** Start of DATA FOR THIS TASK **

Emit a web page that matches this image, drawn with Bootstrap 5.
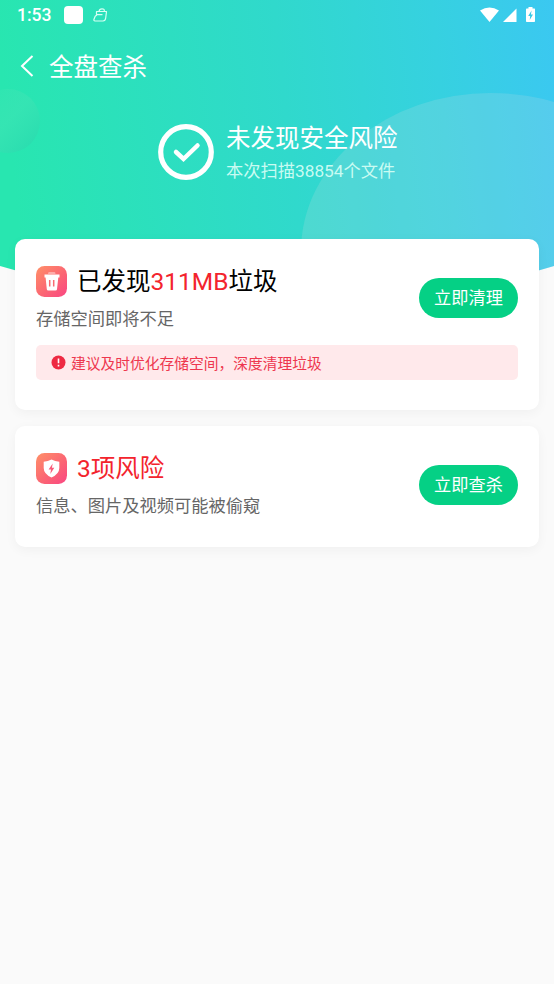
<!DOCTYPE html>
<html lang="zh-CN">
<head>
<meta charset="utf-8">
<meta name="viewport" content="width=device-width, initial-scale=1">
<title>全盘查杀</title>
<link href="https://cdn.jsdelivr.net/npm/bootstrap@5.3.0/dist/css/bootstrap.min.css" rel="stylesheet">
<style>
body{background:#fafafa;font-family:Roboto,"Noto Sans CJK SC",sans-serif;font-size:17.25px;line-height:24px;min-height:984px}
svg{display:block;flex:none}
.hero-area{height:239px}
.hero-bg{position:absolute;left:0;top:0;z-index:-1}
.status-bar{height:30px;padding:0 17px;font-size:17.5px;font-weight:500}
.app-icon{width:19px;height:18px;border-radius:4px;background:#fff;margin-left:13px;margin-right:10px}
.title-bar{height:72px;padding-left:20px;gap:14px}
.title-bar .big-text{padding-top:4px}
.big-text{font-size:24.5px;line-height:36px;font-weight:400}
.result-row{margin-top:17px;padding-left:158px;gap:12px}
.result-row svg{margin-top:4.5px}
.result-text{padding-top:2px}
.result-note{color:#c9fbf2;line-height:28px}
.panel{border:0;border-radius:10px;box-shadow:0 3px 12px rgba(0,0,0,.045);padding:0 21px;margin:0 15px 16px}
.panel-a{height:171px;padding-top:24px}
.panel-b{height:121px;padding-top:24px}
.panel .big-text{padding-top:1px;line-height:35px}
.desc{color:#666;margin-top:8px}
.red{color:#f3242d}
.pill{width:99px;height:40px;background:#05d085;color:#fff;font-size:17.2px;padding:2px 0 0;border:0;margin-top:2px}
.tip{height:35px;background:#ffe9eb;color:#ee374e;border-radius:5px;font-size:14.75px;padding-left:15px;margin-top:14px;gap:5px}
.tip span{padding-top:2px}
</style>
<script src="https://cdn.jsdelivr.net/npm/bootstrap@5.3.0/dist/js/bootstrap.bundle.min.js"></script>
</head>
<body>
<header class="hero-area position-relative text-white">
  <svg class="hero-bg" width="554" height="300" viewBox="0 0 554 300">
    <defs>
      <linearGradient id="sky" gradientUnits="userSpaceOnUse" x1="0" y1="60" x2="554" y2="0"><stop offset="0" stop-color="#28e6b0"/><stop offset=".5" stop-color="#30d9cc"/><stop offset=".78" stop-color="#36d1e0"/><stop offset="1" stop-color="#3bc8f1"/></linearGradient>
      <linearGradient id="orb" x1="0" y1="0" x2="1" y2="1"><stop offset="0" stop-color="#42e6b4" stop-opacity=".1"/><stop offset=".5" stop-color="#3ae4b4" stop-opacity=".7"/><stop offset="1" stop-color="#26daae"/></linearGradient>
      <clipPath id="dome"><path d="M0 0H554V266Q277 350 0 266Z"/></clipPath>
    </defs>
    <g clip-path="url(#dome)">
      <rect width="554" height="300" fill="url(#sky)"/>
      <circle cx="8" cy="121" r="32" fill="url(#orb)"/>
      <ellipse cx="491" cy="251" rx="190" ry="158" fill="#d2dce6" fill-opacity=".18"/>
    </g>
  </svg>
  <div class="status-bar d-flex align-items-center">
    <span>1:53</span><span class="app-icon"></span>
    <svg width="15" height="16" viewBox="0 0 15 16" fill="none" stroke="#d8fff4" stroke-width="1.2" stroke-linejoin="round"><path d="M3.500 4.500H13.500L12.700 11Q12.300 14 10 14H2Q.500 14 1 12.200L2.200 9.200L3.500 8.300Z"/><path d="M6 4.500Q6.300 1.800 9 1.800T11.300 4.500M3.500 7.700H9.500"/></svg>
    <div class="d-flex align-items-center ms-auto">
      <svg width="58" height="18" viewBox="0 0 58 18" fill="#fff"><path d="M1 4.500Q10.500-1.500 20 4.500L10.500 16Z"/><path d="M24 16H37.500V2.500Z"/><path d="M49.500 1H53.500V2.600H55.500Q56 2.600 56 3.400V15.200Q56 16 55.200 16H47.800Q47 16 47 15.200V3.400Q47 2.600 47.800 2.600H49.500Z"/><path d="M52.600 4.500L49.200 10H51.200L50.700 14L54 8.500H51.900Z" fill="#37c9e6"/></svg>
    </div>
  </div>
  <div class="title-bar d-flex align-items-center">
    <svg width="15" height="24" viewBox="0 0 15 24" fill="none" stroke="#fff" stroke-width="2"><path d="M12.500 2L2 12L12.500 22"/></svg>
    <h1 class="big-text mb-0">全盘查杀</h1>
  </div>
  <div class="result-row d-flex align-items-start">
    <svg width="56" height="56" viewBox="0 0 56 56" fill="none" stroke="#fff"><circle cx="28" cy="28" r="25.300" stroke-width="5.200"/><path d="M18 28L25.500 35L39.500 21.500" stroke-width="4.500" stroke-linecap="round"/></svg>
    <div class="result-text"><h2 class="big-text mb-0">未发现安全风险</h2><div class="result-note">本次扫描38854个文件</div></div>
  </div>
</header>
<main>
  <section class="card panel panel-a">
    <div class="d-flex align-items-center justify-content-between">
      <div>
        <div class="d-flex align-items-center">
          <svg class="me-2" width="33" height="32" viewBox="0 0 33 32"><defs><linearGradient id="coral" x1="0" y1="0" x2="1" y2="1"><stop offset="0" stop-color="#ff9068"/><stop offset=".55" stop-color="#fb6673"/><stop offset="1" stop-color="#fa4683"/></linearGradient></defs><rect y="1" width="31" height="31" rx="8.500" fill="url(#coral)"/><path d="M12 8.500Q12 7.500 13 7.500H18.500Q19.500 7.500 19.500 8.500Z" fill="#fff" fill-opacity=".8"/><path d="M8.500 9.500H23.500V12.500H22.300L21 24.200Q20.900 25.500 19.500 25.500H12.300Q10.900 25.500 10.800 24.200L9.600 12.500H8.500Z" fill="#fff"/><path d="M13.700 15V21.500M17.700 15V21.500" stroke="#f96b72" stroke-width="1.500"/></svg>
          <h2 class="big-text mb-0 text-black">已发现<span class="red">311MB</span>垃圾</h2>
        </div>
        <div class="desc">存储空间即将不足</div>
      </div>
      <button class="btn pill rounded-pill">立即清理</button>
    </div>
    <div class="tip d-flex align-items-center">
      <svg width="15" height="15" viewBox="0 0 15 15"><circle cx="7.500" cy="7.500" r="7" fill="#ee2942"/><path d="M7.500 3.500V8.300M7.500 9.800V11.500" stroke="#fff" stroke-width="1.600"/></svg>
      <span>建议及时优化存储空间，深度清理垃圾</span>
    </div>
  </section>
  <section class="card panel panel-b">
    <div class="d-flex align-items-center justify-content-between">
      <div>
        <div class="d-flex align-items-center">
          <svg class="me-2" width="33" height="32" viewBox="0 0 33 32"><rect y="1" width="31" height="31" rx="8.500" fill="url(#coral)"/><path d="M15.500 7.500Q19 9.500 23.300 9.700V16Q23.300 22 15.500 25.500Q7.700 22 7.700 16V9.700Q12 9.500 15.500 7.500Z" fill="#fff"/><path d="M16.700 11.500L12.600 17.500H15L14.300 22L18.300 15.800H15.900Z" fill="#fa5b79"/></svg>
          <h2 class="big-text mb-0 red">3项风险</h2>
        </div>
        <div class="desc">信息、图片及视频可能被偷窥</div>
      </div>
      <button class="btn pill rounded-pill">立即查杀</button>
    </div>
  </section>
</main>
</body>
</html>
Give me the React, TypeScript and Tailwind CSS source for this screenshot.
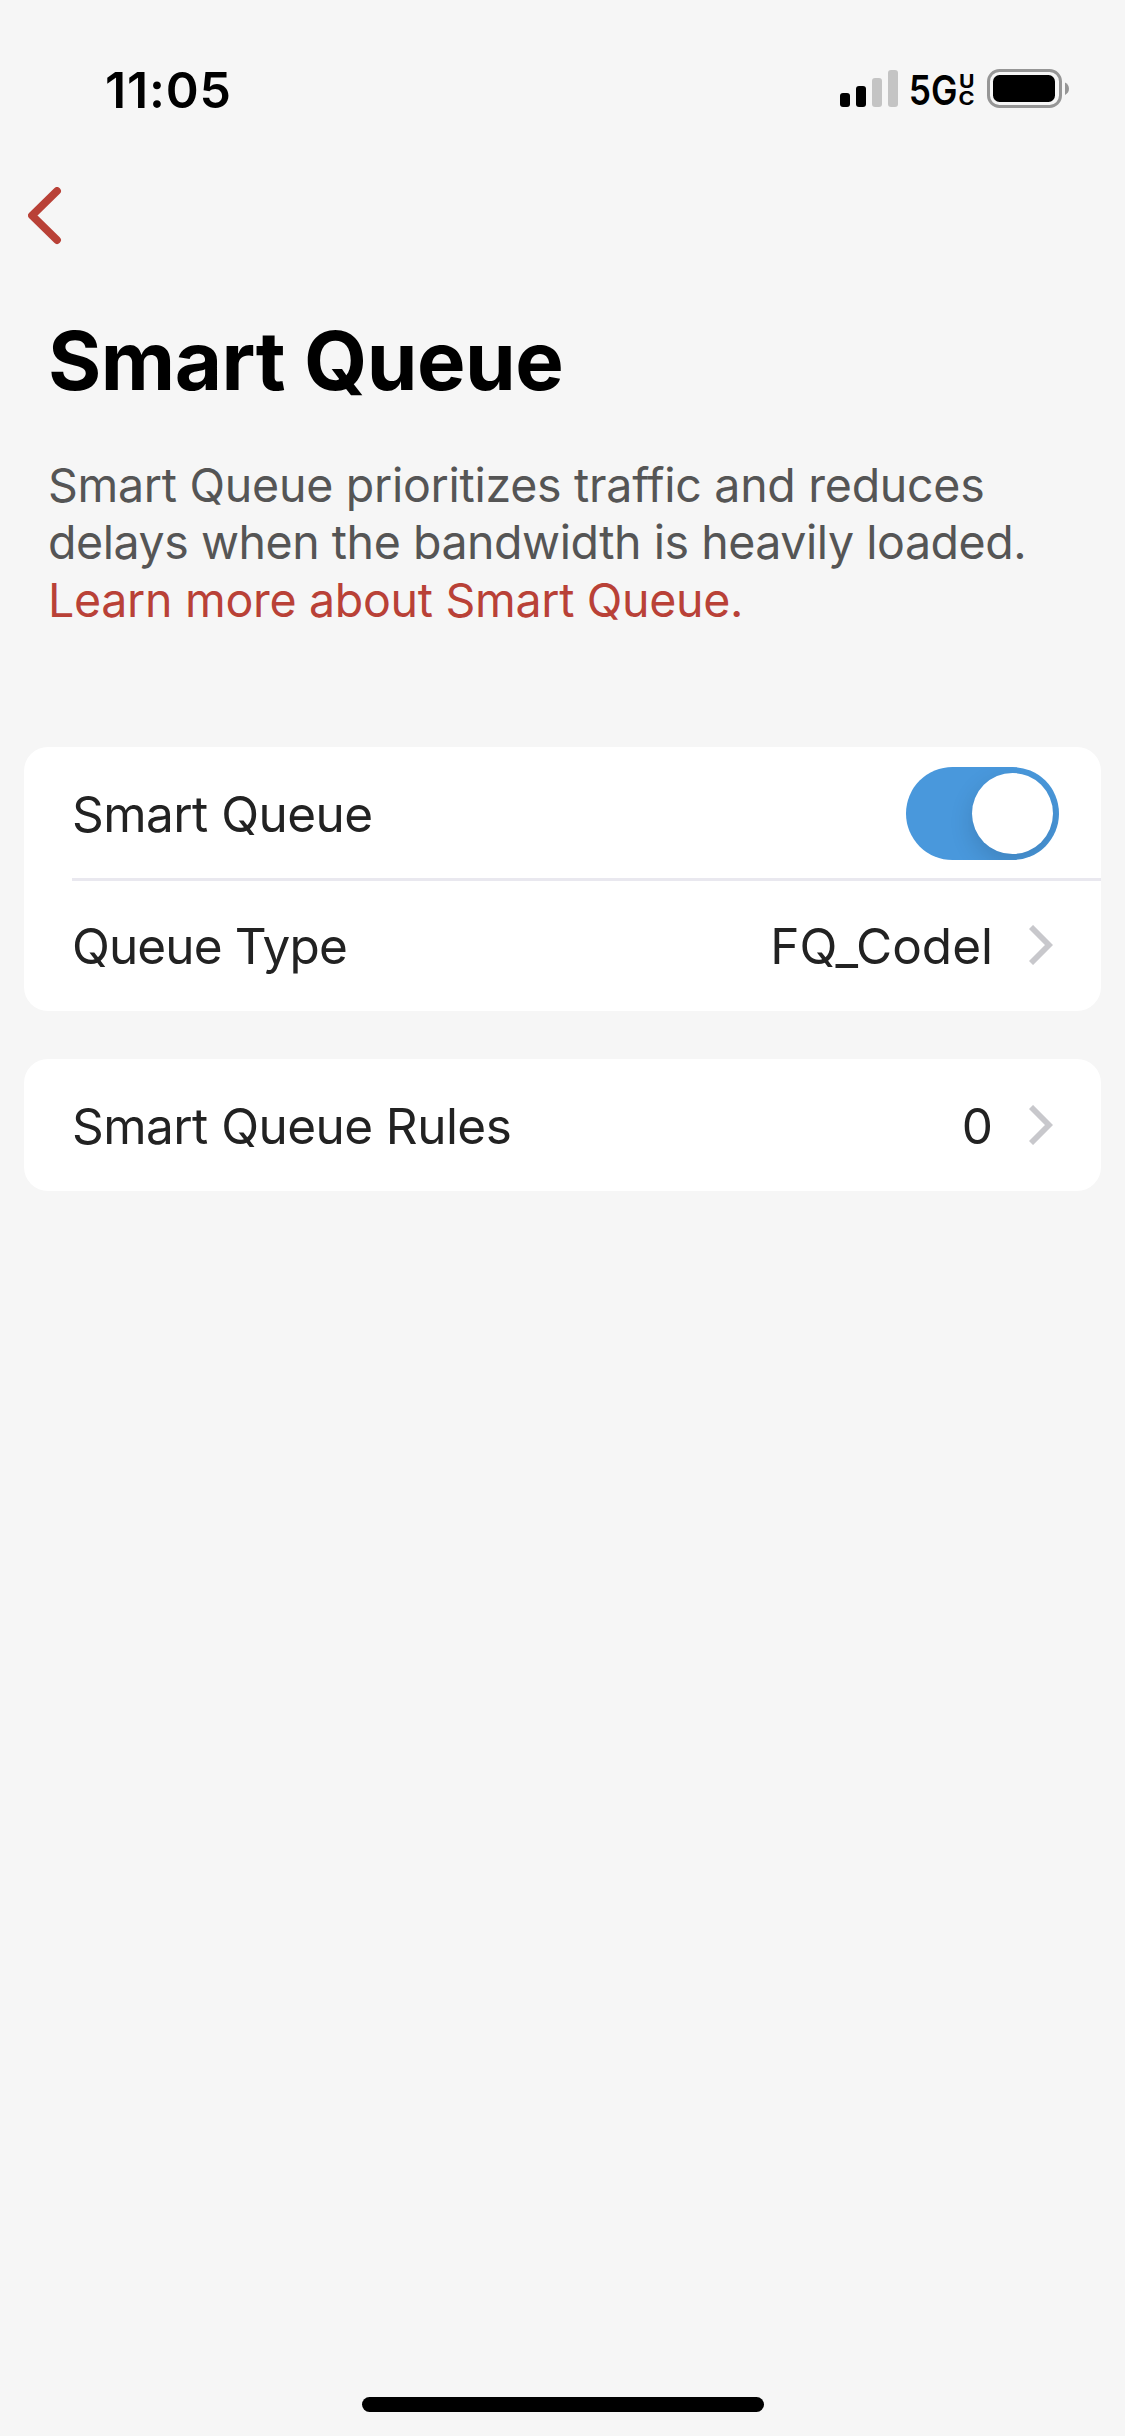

** End of DATA FOR THIS TASK **

EXERCISE DETAILS:
Reproduce every record word for word. The copy must contain no pictures.

RESULT OF THIS TASK:
Emit a web page that matches this image, drawn with Bootstrap 5.
<!DOCTYPE html>
<html lang="zh-CN">
<head>
<meta charset="utf-8">
<meta name="viewport" content="width=device-width, initial-scale=1">
<title>全盘查杀</title>
<link href="https://cdn.jsdelivr.net/npm/bootstrap@5.3.0/dist/css/bootstrap.min.css" rel="stylesheet">
<style>
body{background:#fafafa;font-family:Roboto,"Noto Sans CJK SC",sans-serif;font-size:17.25px;line-height:24px;min-height:984px}
svg{display:block;flex:none}
.hero-area{height:239px}
.hero-bg{position:absolute;left:0;top:0;z-index:-1}
.status-bar{height:30px;padding:0 17px;font-size:17.5px;font-weight:500}
.app-icon{width:19px;height:18px;border-radius:4px;background:#fff;margin-left:13px;margin-right:10px}
.title-bar{height:72px;padding-left:20px;gap:14px}
.title-bar .big-text{padding-top:4px}
.big-text{font-size:24.5px;line-height:36px;font-weight:400}
.result-row{margin-top:17px;padding-left:158px;gap:12px}
.result-row svg{margin-top:4.5px}
.result-text{padding-top:2px}
.result-note{color:#c9fbf2;line-height:28px}
.panel{border:0;border-radius:10px;box-shadow:0 3px 12px rgba(0,0,0,.045);padding:0 21px;margin:0 15px 16px}
.panel-a{height:171px;padding-top:24px}
.panel-b{height:121px;padding-top:24px}
.panel .big-text{padding-top:1px;line-height:35px}
.desc{color:#666;margin-top:8px}
.red{color:#f3242d}
.pill{width:99px;height:40px;background:#05d085;color:#fff;font-size:17.2px;padding:2px 0 0;border:0;margin-top:2px}
.tip{height:35px;background:#ffe9eb;color:#ee374e;border-radius:5px;font-size:14.75px;padding-left:15px;margin-top:14px;gap:5px}
.tip span{padding-top:2px}
</style>
<script src="https://cdn.jsdelivr.net/npm/bootstrap@5.3.0/dist/js/bootstrap.bundle.min.js"></script>
</head>
<body>
<header class="hero-area position-relative text-white">
  <svg class="hero-bg" width="554" height="300" viewBox="0 0 554 300">
    <defs>
      <linearGradient id="sky" gradientUnits="userSpaceOnUse" x1="0" y1="60" x2="554" y2="0"><stop offset="0" stop-color="#28e6b0"/><stop offset=".5" stop-color="#30d9cc"/><stop offset=".78" stop-color="#36d1e0"/><stop offset="1" stop-color="#3bc8f1"/></linearGradient>
      <linearGradient id="orb" x1="0" y1="0" x2="1" y2="1"><stop offset="0" stop-color="#42e6b4" stop-opacity=".1"/><stop offset=".5" stop-color="#3ae4b4" stop-opacity=".7"/><stop offset="1" stop-color="#26daae"/></linearGradient>
      <clipPath id="dome"><path d="M0 0H554V266Q277 350 0 266Z"/></clipPath>
    </defs>
    <g clip-path="url(#dome)">
      <rect width="554" height="300" fill="url(#sky)"/>
      <circle cx="8" cy="121" r="32" fill="url(#orb)"/>
      <ellipse cx="491" cy="251" rx="190" ry="158" fill="#d2dce6" fill-opacity=".18"/>
    </g>
  </svg>
  <div class="status-bar d-flex align-items-center">
    <span>1:53</span><span class="app-icon"></span>
    <svg width="15" height="16" viewBox="0 0 15 16" fill="none" stroke="#d8fff4" stroke-width="1.2" stroke-linejoin="round"><path d="M3.500 4.500H13.500L12.700 11Q12.300 14 10 14H2Q.500 14 1 12.200L2.200 9.200L3.500 8.300Z"/><path d="M6 4.500Q6.300 1.800 9 1.800T11.300 4.500M3.500 7.700H9.500"/></svg>
    <div class="d-flex align-items-center ms-auto">
      <svg width="58" height="18" viewBox="0 0 58 18" fill="#fff"><path d="M1 4.500Q10.500-1.500 20 4.500L10.500 16Z"/><path d="M24 16H37.500V2.500Z"/><path d="M49.500 1H53.500V2.600H55.500Q56 2.600 56 3.400V15.200Q56 16 55.200 16H47.800Q47 16 47 15.200V3.400Q47 2.600 47.800 2.600H49.500Z"/><path d="M52.600 4.500L49.200 10H51.200L50.700 14L54 8.500H51.900Z" fill="#37c9e6"/></svg>
    </div>
  </div>
  <div class="title-bar d-flex align-items-center">
    <svg width="15" height="24" viewBox="0 0 15 24" fill="none" stroke="#fff" stroke-width="2"><path d="M12.500 2L2 12L12.500 22"/></svg>
    <h1 class="big-text mb-0">全盘查杀</h1>
  </div>
  <div class="result-row d-flex align-items-start">
    <svg width="56" height="56" viewBox="0 0 56 56" fill="none" stroke="#fff"><circle cx="28" cy="28" r="25.300" stroke-width="5.200"/><path d="M18 28L25.500 35L39.500 21.500" stroke-width="4.500" stroke-linecap="round"/></svg>
    <div class="result-text"><h2 class="big-text mb-0">未发现安全风险</h2><div class="result-note">本次扫描38854个文件</div></div>
  </div>
</header>
<main>
  <section class="card panel panel-a">
    <div class="d-flex align-items-center justify-content-between">
      <div>
        <div class="d-flex align-items-center">
          <svg class="me-2" width="33" height="32" viewBox="0 0 33 32"><defs><linearGradient id="coral" x1="0" y1="0" x2="1" y2="1"><stop offset="0" stop-color="#ff9068"/><stop offset=".55" stop-color="#fb6673"/><stop offset="1" stop-color="#fa4683"/></linearGradient></defs><rect y="1" width="31" height="31" rx="8.500" fill="url(#coral)"/><path d="M12 8.500Q12 7.500 13 7.500H18.500Q19.500 7.500 19.500 8.500Z" fill="#fff" fill-opacity=".8"/><path d="M8.500 9.500H23.500V12.500H22.300L21 24.200Q20.900 25.500 19.500 25.500H12.300Q10.900 25.500 10.800 24.200L9.600 12.500H8.500Z" fill="#fff"/><path d="M13.700 15V21.500M17.700 15V21.500" stroke="#f96b72" stroke-width="1.500"/></svg>
          <h2 class="big-text mb-0 text-black">已发现<span class="red">311MB</span>垃圾</h2>
        </div>
        <div class="desc">存储空间即将不足</div>
      </div>
      <button class="btn pill rounded-pill">立即清理</button>
    </div>
    <div class="tip d-flex align-items-center">
      <svg width="15" height="15" viewBox="0 0 15 15"><circle cx="7.500" cy="7.500" r="7" fill="#ee2942"/><path d="M7.500 3.500V8.300M7.500 9.800V11.500" stroke="#fff" stroke-width="1.600"/></svg>
      <span>建议及时优化存储空间，深度清理垃圾</span>
    </div>
  </section>
  <section class="card panel panel-b">
    <div class="d-flex align-items-center justify-content-between">
      <div>
        <div class="d-flex align-items-center">
          <svg class="me-2" width="33" height="32" viewBox="0 0 33 32"><rect y="1" width="31" height="31" rx="8.500" fill="url(#coral)"/><path d="M15.500 7.500Q19 9.500 23.300 9.700V16Q23.300 22 15.500 25.500Q7.700 22 7.700 16V9.700Q12 9.500 15.500 7.500Z" fill="#fff"/><path d="M16.700 11.500L12.600 17.500H15L14.300 22L18.300 15.800H15.900Z" fill="#fa5b79"/></svg>
          <h2 class="big-text mb-0 red">3项风险</h2>
        </div>
        <div class="desc">信息、图片及视频可能被偷窥</div>
      </div>
      <button class="btn pill rounded-pill">立即查杀</button>
    </div>
  </section>
</main>
</body>
</html>
Give me the React, TypeScript and Tailwind CSS source for this screenshot.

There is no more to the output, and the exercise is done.